21. That's pathetic.
I would love to hear from someone who works in their warehouse.
The warehouse is a whole lot smaller though. But yes this nails GAMEs real problem...I'll get to this later.
CEX are doing quite well at the moment I think, they've just expanded in a town near me. I wonder if they'd ever branch into new games?
They did new games and imports in the 90s. Publishers gave them trouble for it in the early 2000s and they responded by giving up both.
They need to get south of Leicester-ish soon... but then rapid expansion might be really unwise for them. Although they could easily eat up the market if we do lose Game.
Heck, I wonder how they're doing, financially? Could they buy up a chunk of Game to get an identity in the south?
Grainger games? Apparently their tactic is cheap rents that have free leases for a while and expand then worry later.

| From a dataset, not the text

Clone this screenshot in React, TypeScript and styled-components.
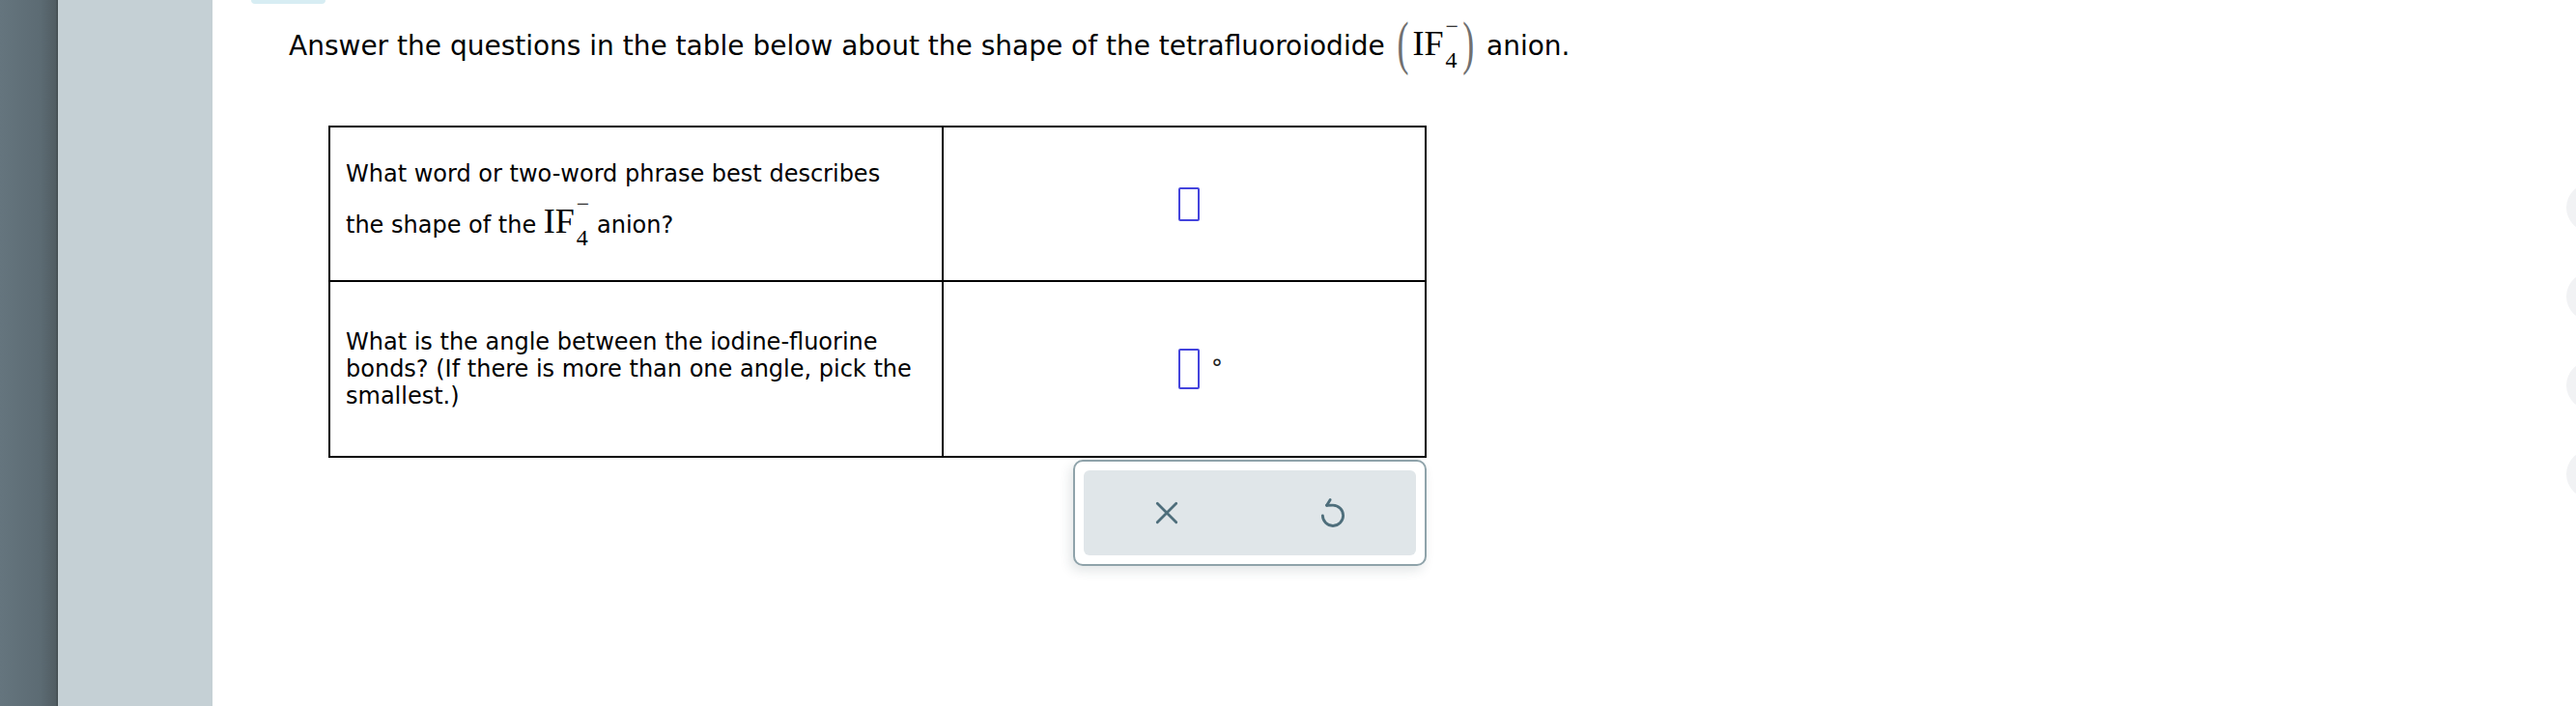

Reality might stike them soon too...what stops their southern expansion is rents being too high and also their distribution hub.

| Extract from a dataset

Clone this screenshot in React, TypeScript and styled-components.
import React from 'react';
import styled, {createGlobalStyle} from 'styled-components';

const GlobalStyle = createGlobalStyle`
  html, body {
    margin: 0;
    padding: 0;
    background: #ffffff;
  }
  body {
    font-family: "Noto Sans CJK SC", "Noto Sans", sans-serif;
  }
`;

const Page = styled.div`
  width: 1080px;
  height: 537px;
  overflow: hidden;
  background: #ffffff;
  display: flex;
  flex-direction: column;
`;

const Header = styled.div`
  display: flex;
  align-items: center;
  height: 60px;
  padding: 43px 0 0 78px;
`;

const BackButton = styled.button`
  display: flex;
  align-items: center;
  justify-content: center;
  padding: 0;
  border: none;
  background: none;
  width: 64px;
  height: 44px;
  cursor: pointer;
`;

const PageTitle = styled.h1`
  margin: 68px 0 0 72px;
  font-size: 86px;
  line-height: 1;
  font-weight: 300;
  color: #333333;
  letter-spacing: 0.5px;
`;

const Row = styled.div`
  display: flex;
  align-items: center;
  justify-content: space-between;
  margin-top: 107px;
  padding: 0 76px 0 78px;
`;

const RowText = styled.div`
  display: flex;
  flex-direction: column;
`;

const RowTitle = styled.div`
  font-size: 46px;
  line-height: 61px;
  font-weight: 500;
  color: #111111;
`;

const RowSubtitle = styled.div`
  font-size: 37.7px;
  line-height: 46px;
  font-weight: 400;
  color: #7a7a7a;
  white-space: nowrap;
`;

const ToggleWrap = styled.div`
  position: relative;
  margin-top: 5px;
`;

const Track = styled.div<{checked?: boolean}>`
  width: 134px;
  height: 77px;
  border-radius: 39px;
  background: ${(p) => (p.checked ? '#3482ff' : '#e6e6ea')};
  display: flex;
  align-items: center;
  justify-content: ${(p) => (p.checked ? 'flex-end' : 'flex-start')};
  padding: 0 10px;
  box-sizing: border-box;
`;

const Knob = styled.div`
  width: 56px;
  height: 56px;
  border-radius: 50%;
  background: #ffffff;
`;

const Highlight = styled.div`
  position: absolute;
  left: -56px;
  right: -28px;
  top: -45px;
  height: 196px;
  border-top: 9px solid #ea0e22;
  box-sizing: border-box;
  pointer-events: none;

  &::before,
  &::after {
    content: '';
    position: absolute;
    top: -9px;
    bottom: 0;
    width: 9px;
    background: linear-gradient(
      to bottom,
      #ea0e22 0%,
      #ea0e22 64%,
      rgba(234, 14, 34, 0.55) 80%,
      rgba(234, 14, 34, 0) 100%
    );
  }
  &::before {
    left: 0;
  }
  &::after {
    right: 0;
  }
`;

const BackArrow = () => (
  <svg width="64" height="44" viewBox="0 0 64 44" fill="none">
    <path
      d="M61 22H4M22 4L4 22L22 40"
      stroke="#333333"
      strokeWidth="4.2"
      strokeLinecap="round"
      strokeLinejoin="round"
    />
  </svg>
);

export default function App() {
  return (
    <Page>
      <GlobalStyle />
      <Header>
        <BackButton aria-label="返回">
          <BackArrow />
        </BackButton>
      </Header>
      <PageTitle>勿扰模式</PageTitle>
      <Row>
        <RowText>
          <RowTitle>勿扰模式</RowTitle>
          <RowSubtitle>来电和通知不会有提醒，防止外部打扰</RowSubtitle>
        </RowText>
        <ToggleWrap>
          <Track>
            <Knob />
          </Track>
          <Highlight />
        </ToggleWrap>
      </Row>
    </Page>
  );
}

Great, this is just the kind of news I wanted to read as soon as I get back from work :/
There certainly isn't much word of this in the stores, the staff have all known about the low stock situation but most of us just assumed the company was hanging on until the new financial year to purchase new stock. Honestly I don't know how this "disappointing" Christmas has come about, our store had queues out the door almost all Christmas and sales were better than ever before.
Now I'll go into the real problem.
It is clear they've had cashflow problems for about a year now. How they've responded to this is to deep discount games a few months after released as an adrenaline filled cattle prod (even on some Nintendo published games which have insane wholesale costs). This leads to a void of new stock of those particular titles which is why we see the online screenshot above of having a whole 20 Xbox360 games available to buy as new. No back catalogue. Now a specific example to show how this is digging to get out of a hole.
Xenoblade Chronicles. Overbought copies after launch sell-out (title lost momentum after that but it being a good JRPG has a long tail interest). Let's say they paid £25 per unit wholesale. Over Christmas they sold these for £10 thus losing £15 each sale...but they've got £10 cash now rather than £30 at an unspecificed date in the future (I've read a few whispers of "I wanted Xenoblade but GAME have no copies" in the past week).
Of course GAME stores are only a finite size but it having no back catalogue (rather than random trade ins) seems short sighted and they've been doing it for years.